Fethullah Gülen hoca efendi bir yandan her türlü sağlık tedbirinin önemine vurgu yaparken bir yandan da çevresinden her şeyin sahibi yüce yaratıcıya yönelmelerini toplu dualarla aczlerini itiraf ederek insanlığın kurtuluşu için yardım talep etmelerini umumi dua seferberliği yapmalarını istirham ediyor. Gönüllüler sağlık önlemlerine dikkat ettikleri kadar insanlığın başına musallat olmuş bu beladan kurtulması için sanal ortamda(zoom’da) ortak dualarla manevi iklim oluşturuyor toplumların dayanma gücünü artırmaya çalışıyorlar. 
 
Hoca efendi 2010 yılında yapılan bir konuşmasından alınmış bu haftaki yazıda ise,  çevrelerindeki ölümleri nasıl göğüslemeleri gerektiğiyle alakalı ipuçları veriyor. En sevdiğimizi yakınlarımızın arkadaşlarımızın ölümleri karşısında sarsılmamak için ölümün yüzünün sanıldığı gibi ürkütücü olmadığını, onu bir çukura yuvarlanma olarak algılayanların endişeden kurtulamayacağını, ölümün bir yok olma kaybolup gitme olmadığını anlatıyor.
 
Ölümden korkma konusundaki zaaf fizik ötesi âlemler hakkında bilgi yetersizliğinden kaynaklanıyor;

-Ölümle ulaşacağı güzelliklerin farkında olmayan,

-Bu güzelliklerin kaynağını merak etmeyen,

-Hayatı dünyadan ibaret gören,

-Her şeyin burada olup bittiğine inananlara ölümle dünyadan ayrılma korkutucu gelebilir. Ölüm ve ötesine bu psikoloji ile bakanlar nefret ettikleri ölümün karşılarına çıkmasından ürker.

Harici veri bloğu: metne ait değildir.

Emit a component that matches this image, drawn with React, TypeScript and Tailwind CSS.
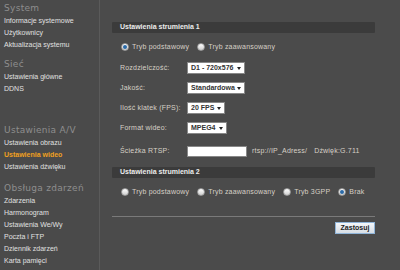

Bazılarının tüm benliklerini kuşatan bu kaygı lezzetlerini acılaştırır günlük hayatlarını çekilmez hale getirebilir.

 
Hâlbuki bize çok güzel göründüğü için terk etmekte zorlandığımız bu dünya geçici olarak kaldığımız bir uğrak yeridir, cazibesinden kendimizi kurtaramadığımız tüm güzellikler, asıl nimetlere iştihamızı artırmak için verilen geçici basit numuneler, ötede ise daimi güzelliklerle asıllarıyla karşılaşacağız. Burada her nimetin beraberinde birçok meşakkat ve sıkıntı var, orada ise sıkıntı ve meşakkat çekmeden sürekli yararlanabileceğiz.
 
Ölüm manevi makamlarda yükselmek sayısız nimetlere kavuşmak için geçmek zorunda olduğumuz bir giriş kapısı;

-Dünyada Allah’a kavuşmayı mutluluk olarak görenler,

-Ahret nimetleri konusunda sağlam inanca sahip olanlar,

-Hayalleriyle kavrayamayacakları ölçüde güzelliklerle karşılaşacağını umanlar,
ölüme daha farklı yaklaşır, onun soğuk çehresinin arkasında saklı olan güzellikleri düşünür endişeden kurtulur.
 

Uzun süreden beri sevdiklerini görmeyen biri nasıl onlara kavuşmak için özlem duyarsa insanın başta peygamberler olmak üzere inandığı değerler adına sevip saydığı özlem duyduğu bütün büyükler öteler âleminde ölüm onlara kavuşmaya vesile olan bir araç.
 
İnsan her şeyi yaratan yeryüzünü vazgeçemediğimiz güzelliklerle donatan, bu müthiş düzeni kurana kavuşma isteği duymalı, bu arzu onun ölümü gülerek karşılamasına yol açmalıdır. En küçük bir dairede amirinin sevgisini kazanıp ondan iltifat görmeyi önemseyen biri, her şeyin gücü yeten bir yaratıcının sevgisini kazanmak onun iltifatına mazhar olmak için daha fazla gayret göstermelidir.
 
Kavuşmayı düşündüğünüz ilah inancı kalbinize huzur verir, her olayın arkasındaki güce dayanma ve sığınma hissi iç huzuruna dönüşür. Ona karşı saygınızla oluşan dayanma gücünüz ona kavuşma konusundaki içten yaklaşımınız dünyanızı cennete çevirir. Allah hakkında bu düşüncelere sahip olan biri ona ulaşmak için daha fazla heyecan duyar. Bu yüzden ölüm ve ötesine ait güzelliklere inanan hayatın buradan ibaret olmadığını bilen, ölümden korkmaz endişe içinde olmaz.
 
Bu inançta olanlar hayatlarını inandıkları değerlere bağlı olarak sürdürürler. Ciddi bir iç disiplin içinde kimsenin görmediği yerlerde bile hata yapmaktan uzak durur, yaşamlarının her alanını iyiliklere göre düzenlemeye çalışır, vicdanlarının kabul etmediği davranışlardan kaçınır, kötülüklere kapalı bir hayat sürdürürler. Böyleleri ekstradan ilahin gücün kendilerine sunduğu nimetlere mazhar olabilir, bu tür nimetlere kavuşmasalar bile iç huzurun kendileri için en büyük nimetlerden biri olduğu bilinciyle hareket ederler. Bu vb yaklaşımlar ilahi güce sağlam bir inançla gelişir.